Conscientiousness is “the degree to which a person is responsible, dependable, persistent, and achievement-oriented” (Daft, 2005, p. 100). This long process of Street moving up of his career ladder reflects Street’s high conscientiousness as his first position in John Lewis was not impressive in others’ eyes. In addition, he continues to expand his company despite tougher trading conditions; he stick to his beliefs even it can be lonely. A conscientious person like Street focuses on a few goals, not impulsive and not easily distracted (Daft, 2005); he or she is likely to be seen as a role model of appropriate behaviors by being responsible (Kalshoven, Hartog& De Hoogh, 2011). By being conscientious, Street exert idealized influence, one of the dimensions of transformational leadership, on his followers. Leaders with idealized influence behave in admirable ways, display conviction, take stands and appeal to followers on an emotional level, causing followers to identify with them (Judge & Piccolo, 2004).

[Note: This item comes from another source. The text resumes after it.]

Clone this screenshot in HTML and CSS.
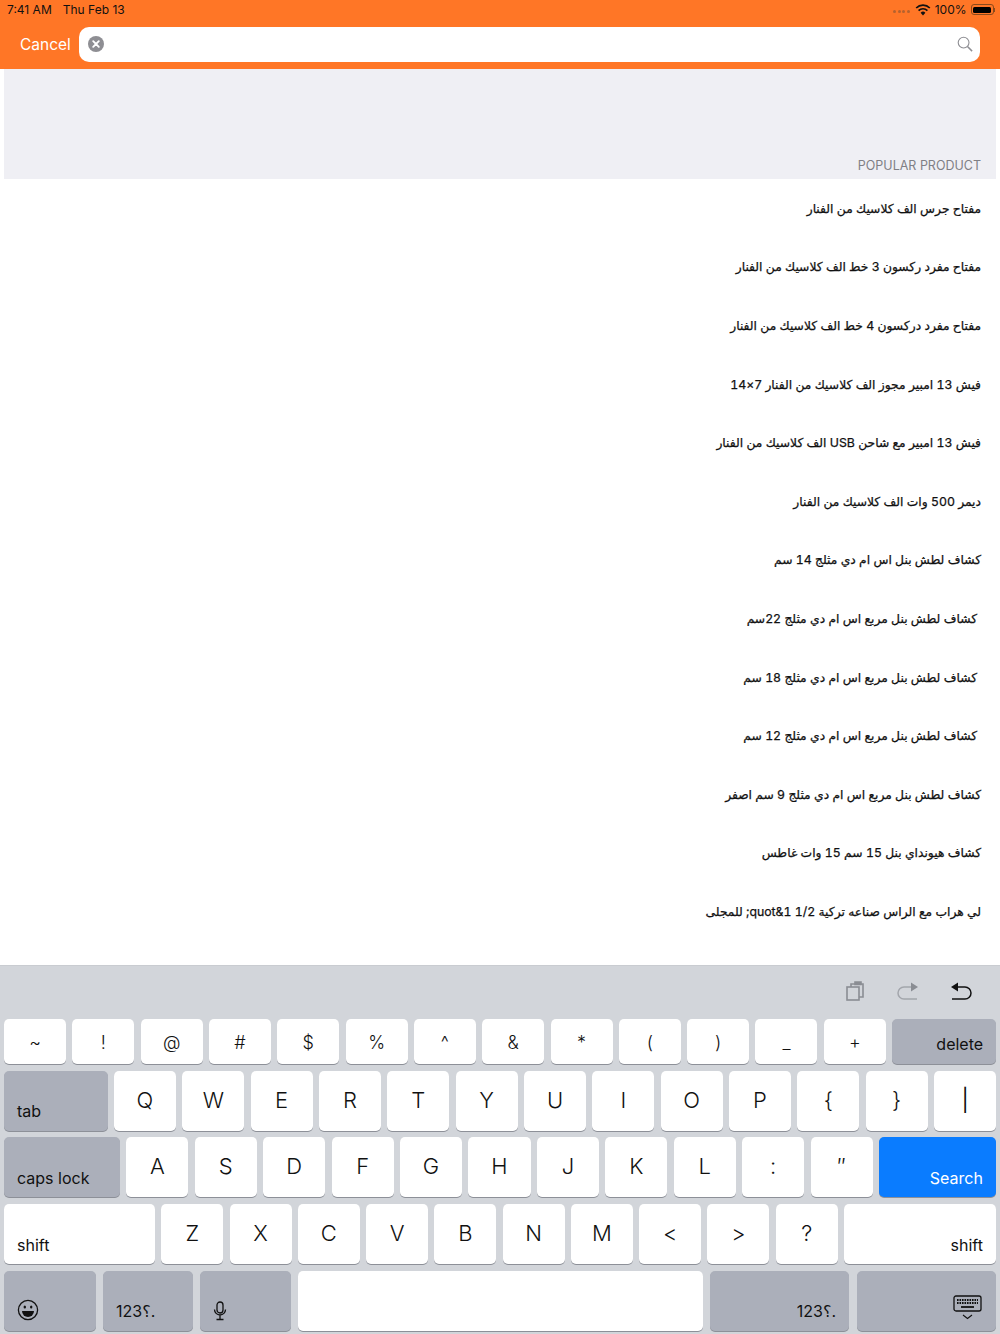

Additionally, Street is a person who opens to new experience. A person who opens to new experience is “perceptive, imaginative, cultured, curious, creative, broad-minded and intelligent” (Barrick, Murray, Parks, Laura, Mount & Michael, 2005). As stated by Street, he does not conform to the existing business model but attempt to develop a better one. Other than that, Street also able to acknowledge the strength of others, such as Japanese department store when he travels, and reckons the shortcoming of the industry in his home country. This attitude requires openness to differences and independent of judgment, which is a core characteristic of creativity. Through being open to experience, Street is open to creativity and new ideas, and will encourage his followers to be creative in their job. In addition, being open to experience also lead Street to have individualized consideration to his followers by listening and attending to their concerns and needs. In fact, openness to experience is essential for the leader to transform his followers and organization. Without openness, Street is likely to follow the norms of the industry and overgeneralized his knowledge about people and organization.